I thought today was going to be Day 1 of No Contact. Im sure from today on there will be NO contact at all. Hopefully he gets the point that he's blocked from my cell phone and from my life. Im still very hurt, like if is a fresh wound....but it will heal, all my pain, with the help of you all, work, friends and exercise, will subside and I will be ok. 

By the way, I love reading your stories...in some way, I feel like we're all here in one big therapy session. It definitely makes me see things in a different light just when Im in my darkest moment and just knowing that im not going throught this alone is all of the help I need. Thank you all for sharing it on this wonderful site 
_Posted via Mobile Device_


----------



## DumpedAgain (Feb 14, 2013)

Yes I too love Tam

The free flow thoughts and advice is invaluable

Just reading the stories and hearing the advice here has helped
Me learn to deal with Divorce much quicker than I would
Just sitting in the basement feeling sorry for myself


----------



## lostLove77 (Jan 25, 2013)

Good luck MS. I feel like I'm in the exact opposite spot. I want to reconnect with my wife so badly. But I know I have to pull back and focus on myself.

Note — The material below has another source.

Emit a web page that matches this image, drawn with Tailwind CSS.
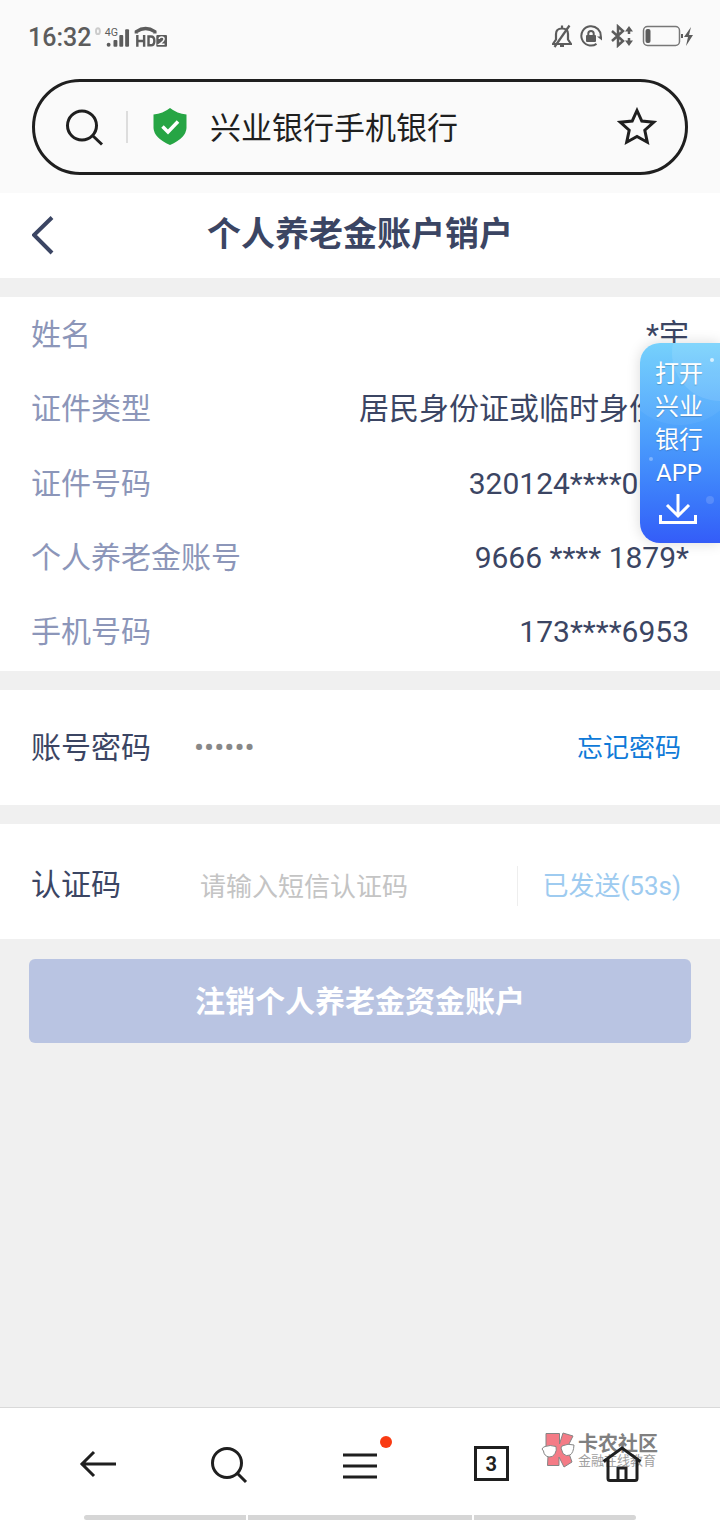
<!DOCTYPE html>
<html lang="zh-CN">
<head>
<meta charset="utf-8">
<meta name="viewport" content="width=device-width, initial-scale=1">
<title>个人养老金账户销户</title>
<script src="https://cdn.jsdelivr.net/npm/@tailwindcss/browser@4"></script>
</head>
<body class="bg-[#f0f0f0] font-['Roboto','Noto_Sans_CJK_SC',sans-serif] text-[#3b4563]">
<div class="relative flex min-h-screen flex-col">

  <header class="bg-[#fafafa] px-8 pb-[18px]">
    <!-- Status bar -->
    <div class="-mx-1 flex h-[79px] items-center justify-between pb-1 text-[#5c5c5c]">
      <div class="flex items-center">
        <span class="text-[25px] font-medium">16:32</span>
        <svg class="ml-1 h-6 w-[72px]" viewBox="0 0 74 24" fill="none">
          <ellipse cx="3" cy="5" rx="2" ry="3" stroke="#cccccc" stroke-width="2"/>
          <text x="10" y="10" font-size="11" fill="#5c5c5c">4G</text>
          <g fill="#5c5c5c"><circle cx="14" cy="19" r="2"/><rect x="19" y="14" width="4" height="7" rx="1"/><rect x="25" y="9" width="4" height="12" rx="1"/><rect x="31" y="3" width="4" height="18" rx="1"/></g>
          <path d="M42.500 7.500v-2q9.500-6.500 19 0v2" stroke="#5c5c5c" stroke-width="3.500"/>
          <path d="M43.500 9v12M50.500 9v12M43.500 15h7M55 10.500v9h2.500q3.500 0 3.500-4.500t-3.500-4.500z" stroke="#5c5c5c" stroke-width="2.500"/>
          <rect x="63" y="9" width="11" height="12" rx="1" fill="#5c5c5c"/>
          <path d="M66 13q0-2 2.500-2t2.500 2q0 2-5 5.500h5.500" stroke="#fafafa" stroke-width="1.500"/>
        </svg>
      </div>
      <div class="flex items-center pb-1">
        <svg class="mr-2 h-6 w-5" viewBox="0 0 20 24" fill="none" stroke="#5c5c5c" stroke-width="2.200"><path d="M1 20h18l-3-4.500V10q0-5.500-6-5.500T4 10v5.500zM10 4V1.500M8 22h4"/><path d="M17.500 1.500 2.500 23"/></svg>
        <svg class="mr-2 h-6 w-[22px]" viewBox="0 0 22 24" fill="none" stroke="#5c5c5c" stroke-width="2"><path d="M16.500 19.900A9.700 9.700 0 1 1 20.700 13"/><path d="M17 12.500h5v4z" fill="#5c5c5c" stroke="none"/><path d="M8.300 11V9.500q0-2.500 2.700-2.500t2.700 2.500V11"/><rect x="6" y="11" width="10" height="7" rx="1" fill="#5c5c5c" stroke="none"/></svg>
        <svg class="mr-2 h-6 w-6" viewBox="0 0 24 24" fill="none" stroke="#5c5c5c" stroke-width="2.500"><path d="M2 7l11 10-5 4.500v-19L13 7 2 17"/><path d="M19 5v5M19 14v5" stroke-width="2.500"/><path d="M15 7.500 19 2l4 5.500zM15 16.500l4 5.500 4-5.500z" fill="#5c5c5c" stroke="none"/></svg>
        <svg class="-mr-0.5 h-6 w-[52px]" viewBox="0 0 52 24"><rect x="1.500" y="2.500" width="36" height="19" rx="4" fill="none" stroke="#777777" stroke-width="1.500"/><rect x="3.500" y="5" width="5" height="14" rx="2" fill="#5c5c5c"/><rect x="39" y="10" width="2" height="4" fill="#5c5c5c"/><path d="M49 3l-7 10h4l-2 9 7-11h-4z" fill="#5c5c5c"/></svg>
      </div>
    </div>

    <!-- Address bar -->
    <div class="flex h-24 items-center rounded-full border-3 border-[#1f1f1f] px-[30px]">
      <button type="button" aria-label="搜索" class="shrink-0">
        <svg class="size-10" viewBox="0 0 40 40" fill="none" stroke="#1f1f1f" stroke-width="3"><circle cx="17" cy="18.500" r="14.500"/><path d="M27.500 28.500 37 37.500"/></svg>
      </button>
      <span class="mr-5 ml-[21px] h-8 w-0.5 bg-[#dddddd]"></span>
      <svg class="mx-1 h-10 w-[36px] shrink-0" viewBox="0 0 36 40"><path d="M18 1Q25 6.500 34.500 7.500V21Q34 31 18 38Q2 31 1.500 21V7.500Q11 6.500 18 1z" fill="#26a544"/><path d="M10.500 19.500l5.500 5.500 10-10.500" fill="none" stroke="#fff" stroke-width="3.500"/></svg>
      <label for="address" class="sr-only">地址栏</label>
      <input id="address" type="text" value="兴业银行手机银行" class="ml-[18px] min-w-0 flex-1 bg-transparent pt-1 text-[31px] text-[#1f1f1f] outline-none">
      <button type="button" aria-label="收藏" class="-mr-0.5 shrink-0">
        <svg class="size-10" viewBox="0 0 40 40" fill="none" stroke="#1f1f1f" stroke-width="3"><path d="M20 3.500l4.800 10.500 12 1.200-9 8 2.500 12L20 29.500l-10.300 5.700 2.500-12-9-8 12-1.200z"/></svg>
      </button>
    </div>
  </header>

  <main class="flex-1">
    <div class="flex h-[85px] items-center bg-white px-8">
      <button type="button" aria-label="返回" class="w-10"><svg class="h-10 w-6" viewBox="0 0 24 40" fill="none" stroke="#3b4563" stroke-width="4"><path d="M20 1.500 2 19l18 18"/></svg></button>
      <h1 class="flex-1 pb-0.5 text-center text-[34px] font-bold">个人养老金账户销户</h1>
      <span class="w-10"></span>
    </div>

    <dl class="mt-[19px] bg-white px-[31px] pb-[3px] text-[30px]">
      <div class="flex h-[74px] items-center justify-between"><dt class="text-[#8c96b9]">姓名</dt><dd>*宇</dd></div>
      <div class="flex h-[75px] items-center justify-between"><dt class="text-[#8c96b9]">证件类型</dt><dd>居民身份证或临时身份证</dd></div>
      <div class="flex h-[74px] items-center justify-between"><dt class="text-[#8c96b9]">证件号码</dt><dd>320124****0000</dd></div>
      <div class="flex h-[74px] items-center justify-between"><dt class="text-[#8c96b9]">个人养老金账号</dt><dd>9666 **** 1879*</dd></div>
      <div class="flex h-[74px] items-center justify-between"><dt class="text-[#8c96b9]">手机号码</dt><dd>173****6953</dd></div>
    </dl>

    <form>
      <div class="mt-[19px] flex h-[115px] items-center bg-white px-[31px]">
        <label for="pwd" class="w-[163px] text-[30px]">账号密码</label>
        <input id="pwd" type="password" value="000000" class="min-w-0 flex-1 text-[30px] text-[#888888] outline-none">
        <a href="#" class="mr-2 pt-0.5 text-[26px] text-[#0f7ad8]">忘记密码</a>
      </div>
      <div class="mt-[19px] flex h-[115px] items-center bg-white px-[31px] pt-2">
        <label for="code" class="w-[169px] pb-0.5 text-[30px]">认证码</label>
        <input id="code" type="text" placeholder="请输入短信认证码" class="min-w-0 flex-1 pt-1 text-[26px] outline-none placeholder:text-[#c4c4c4]">
        <button type="button" class="mr-2 h-10 border-l border-[#eeeeee] pl-6 text-[26px] leading-10 text-[#9ecbf0]">已发送(53s)</button>
      </div>
      <div class="px-[29px] pt-5">
        <button type="submit" class="h-[84px] w-full rounded-md bg-[#b9c4e2] text-[30px] font-bold text-white">注销个人养老金资金账户</button>
      </div>
    </form>
  </main>

  <!-- Floating prompt that opens the bank app -->
  <a href="#" class="absolute right-0 top-[343px] flex h-[200px] w-20 flex-col items-center overflow-hidden rounded-l-[20px] bg-linear-to-b from-[#6fcffc] via-[#4a9afc] to-[#345cf8] pt-[15px] text-center text-2xl leading-[33px] text-white shadow-[0_0_14px_rgba(0,0,0,0.15)]">
    <svg class="absolute inset-0 size-full" viewBox="0 0 80 200" fill="#fff"><circle cx="80" cy="10" r="48" opacity=".1"/><circle cx="40" cy="20" r="62" opacity=".05"/><circle cx="72" cy="17" r="2" opacity=".7"/><circle cx="11" cy="116" r="2" opacity=".3"/><circle cx="70" cy="157" r="4" opacity=".15"/></svg>
    <span class="relative mr-0.5 text-shadow-xs">打开<br>兴业<br>银行<br>APP</span>
    <svg class="relative mt-1 mr-1 h-8 w-10" viewBox="0 0 40 32" fill="none" stroke="#fff" stroke-width="3"><path d="M20 0v21M9 11l11 11 11-11M2.500 21v7.500h35V21"/></svg>
  </a>

  <!-- Browser toolbar -->
  <footer class="relative border-t border-[#d9d9d9] bg-white">
    <!-- Community watermark lying under the toolbar icons -->
    <div class="pointer-events-none absolute right-[62px] top-6 flex items-start gap-0.5 text-[#808080]">
      <svg class="h-9 w-[35px]" viewBox="0 0 35 36" stroke="#858585" stroke-width="1"><path d="M5 1.500h13.500V12L22 1l10 3-6 12 5 14-8 5-5-10v8.500H6.500L7 24 5 14z" fill="#f47b86"/><path d="M1 17q1-2 3-2.500 5-2 11 0 1 4-1 7-2 4-6 3.500Q3 24 2.500 19zM20 16l1-2q6-3 12-1-.500 8-4 10-4 2-7-1.500z" fill="#fff"/></svg>
      <div>
        <p class="text-xl leading-6 font-bold">卡农社区</p>
        <p class="text-[13px] leading-2.5 text-[#a0a0a0]">金融在线教育</p>
      </div>
    </div>

    <nav class="relative grid h-[107px] grid-cols-5 items-center justify-items-center px-8 pt-1">
      <button type="button" aria-label="后退"><svg class="size-10" viewBox="0 0 40 40" fill="none" stroke="#1f1f1f" stroke-width="3"><path d="M38 20H3M16 8 4 20l12 12"/></svg></button>
      <button type="button" aria-label="搜索"><svg class="size-10" viewBox="0 0 40 40" fill="none" stroke="#1f1f1f" stroke-width="3"><circle cx="18" cy="19" r="14.500"/><path d="M28.500 29.500 37 38"/></svg></button>
      <button type="button" aria-label="菜单" class="relative"><svg class="size-10" viewBox="0 0 40 40" fill="none" stroke="#1f1f1f" stroke-width="3"><path d="M3 11h34M3 22h34M3 33h34"/></svg><span class="absolute -right-3 -top-2 size-3 rounded-full bg-[#f93a12]"></span></button>
      <button type="button" aria-label="标签页" class="size-[35px] border-3 border-[#1f1f1f] text-xl leading-[30px] font-bold text-[#1f1f1f]">3</button>
      <button type="button" aria-label="主页"><svg class="size-10" viewBox="0 0 40 40" fill="none" stroke="#1f1f1f" stroke-width="3"><path d="M1.500 17.500 20 4l18.500 13.500M6 15v19.500q0 2 2 2h25q2 0 2-2V15"/><path d="M16 36V24h8v12"/></svg></button>
    </nav>
    <div class="mx-auto flex h-[5px] w-[552px] max-w-full gap-0.5 overflow-hidden rounded-full">
      <span class="flex-[162] bg-[#d6d6d6]"></span><span class="flex-[224] bg-[#d6d6d6]"></span><span class="flex-[162] bg-[#d6d6d6]"></span>
    </div>
  </footer>
</div>
</body>
</html>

I'm starting to get really attached to this site. More so than Facebook, I can post freely here and not have to worry about dishing in an inappropriate manner. At this point a lot of "friends" don't even know about our split. Such a delicate dance on there. I can't take it right now.


----------



## msgarcia000 (Aug 7, 2012)

Yes, I'm beginning to love this site. It is helping me through so much pain that was caused, and I see that if others can do it, I can too! 

Good luck on your journeys and hopefully we will all move to a new subtopic called "Happy being single" lol


----------